Michael León Guerrero from the United States Social Forum (USSF) began the discussion with reflections on why we have difficulties in reaching the same scale of the WSF in the United States. The U.S. is the most disconnected from global dialogues. We need to get involved in these discussions. The United States Social Forum is tentatively planned for Juneteenth (June 19th) 2007 in Atlanta. The USSF has adapted a structure that mirrors that of the WSF.
Rose Brewer from the organizing committee of the Midwest Social Forum (MWSF) recounted how this regional forum builds on Radfest’s long history as an initiative of the white left. In adopted a social forum model, the MWSF has emphasized diversity. For example, the organizing committee is comprised of a majority of women and people of color. Transforming this event into one that more fully incorporates social movements is not always easy, but ultimately promises to be fulfilling and empowering.
Suren Moodlair from the Boston Social Forum (BSF) reflected on how the nomination of John Kerry on the Democratic Party ticket in 2004 was a reflection of the importance of the BSF. Some of the main issues that Boston faces today are water and immigrant labor. There are good debates around these and other issues that happen privately, but this discourse needs to be opened up.
Walda Katz-Fishman from Project South commented on how after McCarthyism in the 1950s there has been a disconnect between the ideological left and the working class. We come out of a tradition of unity of theory and practice, she argued, but we need more deep structural analysis and a building of long-term strategies, consciousness, and vision. Popular education is one of the best way to achieve these goals. Others in the audience echoed the importance of her emphasis on the importance of education.
Jerome Scott also from Project South noted how social movements tend to ebb and flow. At this moment, we are breaking out of an ebb. To be successful, Jerome argued, it has to be huge. To achieve this we need leaders with skills that will assure the movement goes in the right direction. The South has been the historical center of struggle in the United States, and once again will play that role. Hurricane Katrina uncovered a lot of issues, and people are thinking about class and race in ways that they have not before.
Thomas Ponniah from NIGD concluded these brief opening comments with the observation that while it was an important structural decision to hold the WSF in the south, the forum is still weak in maintaining gender inclusiveness. A majority of the forum’s participants are women, but the majority of presenters are men; they are seen as the ones who create knowledge. What will the WSF do to assure more participatory democracy in terms of gender balance? Thomas proposed that 50 percent of presenters on panels should be women. A second issue is that currently the biggest opponent of imperialism is Venezuela, and acting in solidarity with Venezuela is one of the most important issues facing us today.
After these opening reflections, we asked the audience to comment on what they felt was the most important thing to do to engage imperialism and to build social forum processes in the United States. Much of the discussion revolved around putting ideas of participatory democracy into practice, building alliances to overcome problems of isolation and fragmentation, and emphasizing the importance of popular education that Walda had stressed during her opening comments.

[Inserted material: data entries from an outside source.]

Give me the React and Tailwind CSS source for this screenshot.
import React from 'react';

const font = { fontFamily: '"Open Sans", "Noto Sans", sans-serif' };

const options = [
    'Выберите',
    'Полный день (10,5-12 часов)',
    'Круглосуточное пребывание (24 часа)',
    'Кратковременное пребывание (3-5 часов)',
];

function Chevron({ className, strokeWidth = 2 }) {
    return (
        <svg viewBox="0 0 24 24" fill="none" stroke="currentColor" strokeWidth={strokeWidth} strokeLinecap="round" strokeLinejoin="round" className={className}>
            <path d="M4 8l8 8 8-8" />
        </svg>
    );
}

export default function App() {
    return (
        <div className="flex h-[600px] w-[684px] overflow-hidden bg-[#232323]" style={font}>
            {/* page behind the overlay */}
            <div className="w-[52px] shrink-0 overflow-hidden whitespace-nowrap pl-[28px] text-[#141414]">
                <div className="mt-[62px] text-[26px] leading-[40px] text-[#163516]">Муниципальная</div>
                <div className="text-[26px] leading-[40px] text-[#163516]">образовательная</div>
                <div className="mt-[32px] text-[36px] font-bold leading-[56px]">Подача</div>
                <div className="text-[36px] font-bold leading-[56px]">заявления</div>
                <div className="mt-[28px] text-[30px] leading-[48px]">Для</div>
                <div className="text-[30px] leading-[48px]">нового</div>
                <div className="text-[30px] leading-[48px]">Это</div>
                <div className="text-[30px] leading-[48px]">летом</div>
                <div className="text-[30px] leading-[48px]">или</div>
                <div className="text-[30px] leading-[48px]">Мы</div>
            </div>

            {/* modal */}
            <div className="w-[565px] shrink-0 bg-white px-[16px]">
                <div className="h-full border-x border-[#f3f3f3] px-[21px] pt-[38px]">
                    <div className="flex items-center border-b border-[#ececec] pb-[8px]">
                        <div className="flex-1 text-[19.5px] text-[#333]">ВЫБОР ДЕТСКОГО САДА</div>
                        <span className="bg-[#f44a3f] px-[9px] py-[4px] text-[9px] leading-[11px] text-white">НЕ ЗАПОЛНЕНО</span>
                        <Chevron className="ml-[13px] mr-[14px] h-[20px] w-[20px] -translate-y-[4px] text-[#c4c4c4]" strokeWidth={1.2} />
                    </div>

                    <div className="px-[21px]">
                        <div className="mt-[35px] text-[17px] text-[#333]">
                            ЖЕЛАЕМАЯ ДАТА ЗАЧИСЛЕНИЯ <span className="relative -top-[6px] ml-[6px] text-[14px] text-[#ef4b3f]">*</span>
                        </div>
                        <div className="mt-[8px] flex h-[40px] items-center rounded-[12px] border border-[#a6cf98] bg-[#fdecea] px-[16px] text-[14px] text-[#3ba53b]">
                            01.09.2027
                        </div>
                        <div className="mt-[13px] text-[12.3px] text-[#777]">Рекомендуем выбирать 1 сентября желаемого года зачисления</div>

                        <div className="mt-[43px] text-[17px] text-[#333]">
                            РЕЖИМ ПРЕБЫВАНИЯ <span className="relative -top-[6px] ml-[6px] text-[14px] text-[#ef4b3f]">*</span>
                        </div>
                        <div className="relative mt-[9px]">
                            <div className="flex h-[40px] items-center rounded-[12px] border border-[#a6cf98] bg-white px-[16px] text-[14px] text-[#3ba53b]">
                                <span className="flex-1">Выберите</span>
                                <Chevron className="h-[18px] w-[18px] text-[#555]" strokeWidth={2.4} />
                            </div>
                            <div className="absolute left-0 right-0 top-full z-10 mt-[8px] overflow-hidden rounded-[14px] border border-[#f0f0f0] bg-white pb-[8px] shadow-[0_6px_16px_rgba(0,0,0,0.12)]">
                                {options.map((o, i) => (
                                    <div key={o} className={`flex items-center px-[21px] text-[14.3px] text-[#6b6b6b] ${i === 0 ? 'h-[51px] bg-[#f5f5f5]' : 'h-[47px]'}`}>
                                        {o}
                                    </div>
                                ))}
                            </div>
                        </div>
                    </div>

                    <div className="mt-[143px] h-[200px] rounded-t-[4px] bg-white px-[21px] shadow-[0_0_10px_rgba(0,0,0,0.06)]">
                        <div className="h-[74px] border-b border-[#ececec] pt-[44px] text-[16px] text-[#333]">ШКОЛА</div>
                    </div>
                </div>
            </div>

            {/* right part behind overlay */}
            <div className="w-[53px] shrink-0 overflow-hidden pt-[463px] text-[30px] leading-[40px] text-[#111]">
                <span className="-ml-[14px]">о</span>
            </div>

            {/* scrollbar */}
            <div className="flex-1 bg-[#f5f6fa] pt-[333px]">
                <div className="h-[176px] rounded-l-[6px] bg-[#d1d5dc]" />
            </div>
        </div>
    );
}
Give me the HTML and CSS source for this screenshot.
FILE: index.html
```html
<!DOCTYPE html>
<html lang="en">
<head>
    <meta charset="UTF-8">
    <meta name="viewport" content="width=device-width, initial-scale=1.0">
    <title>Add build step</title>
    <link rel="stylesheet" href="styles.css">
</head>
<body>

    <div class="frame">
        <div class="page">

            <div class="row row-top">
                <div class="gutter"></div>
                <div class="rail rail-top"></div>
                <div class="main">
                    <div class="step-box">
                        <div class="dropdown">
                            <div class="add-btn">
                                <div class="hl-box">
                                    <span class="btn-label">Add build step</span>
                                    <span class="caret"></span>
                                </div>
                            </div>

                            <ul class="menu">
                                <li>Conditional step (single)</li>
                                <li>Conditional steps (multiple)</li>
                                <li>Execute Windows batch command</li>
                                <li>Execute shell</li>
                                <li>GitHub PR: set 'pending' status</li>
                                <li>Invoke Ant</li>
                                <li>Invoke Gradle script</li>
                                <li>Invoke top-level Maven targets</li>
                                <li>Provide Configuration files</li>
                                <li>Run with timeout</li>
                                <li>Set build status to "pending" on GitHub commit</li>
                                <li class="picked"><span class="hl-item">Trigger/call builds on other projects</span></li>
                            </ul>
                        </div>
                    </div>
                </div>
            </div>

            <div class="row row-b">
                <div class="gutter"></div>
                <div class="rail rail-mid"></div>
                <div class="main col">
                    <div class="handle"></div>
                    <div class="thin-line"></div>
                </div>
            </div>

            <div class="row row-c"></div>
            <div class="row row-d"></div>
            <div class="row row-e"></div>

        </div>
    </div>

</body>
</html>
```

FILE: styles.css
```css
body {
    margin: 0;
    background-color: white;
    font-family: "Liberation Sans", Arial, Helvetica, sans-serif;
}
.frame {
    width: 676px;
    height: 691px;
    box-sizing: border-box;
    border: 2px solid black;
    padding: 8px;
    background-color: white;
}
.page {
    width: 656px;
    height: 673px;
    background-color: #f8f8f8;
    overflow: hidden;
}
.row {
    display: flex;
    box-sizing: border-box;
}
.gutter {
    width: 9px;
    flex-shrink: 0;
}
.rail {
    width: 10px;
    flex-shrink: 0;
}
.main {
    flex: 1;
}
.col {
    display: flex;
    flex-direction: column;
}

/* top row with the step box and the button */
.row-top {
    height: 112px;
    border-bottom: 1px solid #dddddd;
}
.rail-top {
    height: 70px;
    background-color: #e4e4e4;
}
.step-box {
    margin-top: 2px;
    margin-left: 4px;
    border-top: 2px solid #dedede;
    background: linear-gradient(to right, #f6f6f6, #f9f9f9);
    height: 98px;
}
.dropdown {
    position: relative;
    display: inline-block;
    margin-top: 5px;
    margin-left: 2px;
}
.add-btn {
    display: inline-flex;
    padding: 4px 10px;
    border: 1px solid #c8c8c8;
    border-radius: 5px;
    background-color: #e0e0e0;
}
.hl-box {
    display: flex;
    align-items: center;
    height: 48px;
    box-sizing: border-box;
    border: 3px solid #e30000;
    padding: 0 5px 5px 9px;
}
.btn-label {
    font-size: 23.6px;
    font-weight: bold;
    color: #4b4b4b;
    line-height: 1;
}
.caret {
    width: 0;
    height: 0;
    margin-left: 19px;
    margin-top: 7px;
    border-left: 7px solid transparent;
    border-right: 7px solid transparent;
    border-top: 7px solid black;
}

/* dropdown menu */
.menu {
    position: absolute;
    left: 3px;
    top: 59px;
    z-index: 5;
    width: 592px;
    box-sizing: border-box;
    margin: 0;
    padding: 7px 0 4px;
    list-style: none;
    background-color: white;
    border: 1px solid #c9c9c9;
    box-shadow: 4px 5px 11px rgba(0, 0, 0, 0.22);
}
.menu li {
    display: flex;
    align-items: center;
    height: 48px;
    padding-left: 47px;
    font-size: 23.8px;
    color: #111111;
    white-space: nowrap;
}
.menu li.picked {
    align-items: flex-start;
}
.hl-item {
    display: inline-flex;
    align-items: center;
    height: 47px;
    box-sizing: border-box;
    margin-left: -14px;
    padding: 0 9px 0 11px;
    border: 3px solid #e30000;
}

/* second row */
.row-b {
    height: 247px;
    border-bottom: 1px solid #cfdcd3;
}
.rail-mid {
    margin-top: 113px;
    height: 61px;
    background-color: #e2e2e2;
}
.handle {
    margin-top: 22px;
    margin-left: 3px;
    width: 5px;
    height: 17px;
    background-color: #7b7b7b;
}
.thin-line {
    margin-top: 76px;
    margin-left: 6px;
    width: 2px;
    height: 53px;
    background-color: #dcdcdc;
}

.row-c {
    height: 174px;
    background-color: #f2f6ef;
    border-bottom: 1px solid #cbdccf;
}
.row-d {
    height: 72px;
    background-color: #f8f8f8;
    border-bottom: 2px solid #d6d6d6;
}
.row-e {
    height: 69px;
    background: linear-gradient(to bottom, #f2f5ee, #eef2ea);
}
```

Many people noted a need for concrete ideas in order to advance social movements in the United States, but as a whole participants were weak and vague on such specific ideas and how they would be carried out. Perhaps because the meeting was scheduled in the final time slot when many participants were already leaving, only half of the presenters who had agreed to start the discussion showed up. Generally the energy level was also rather low, perhaps due to forum fatigue after a week of meetings. The conversation reflected not only the potential for the U.S. left but also significant barriers that we need to overcome in order to realize visions of alternative worlds in the United States.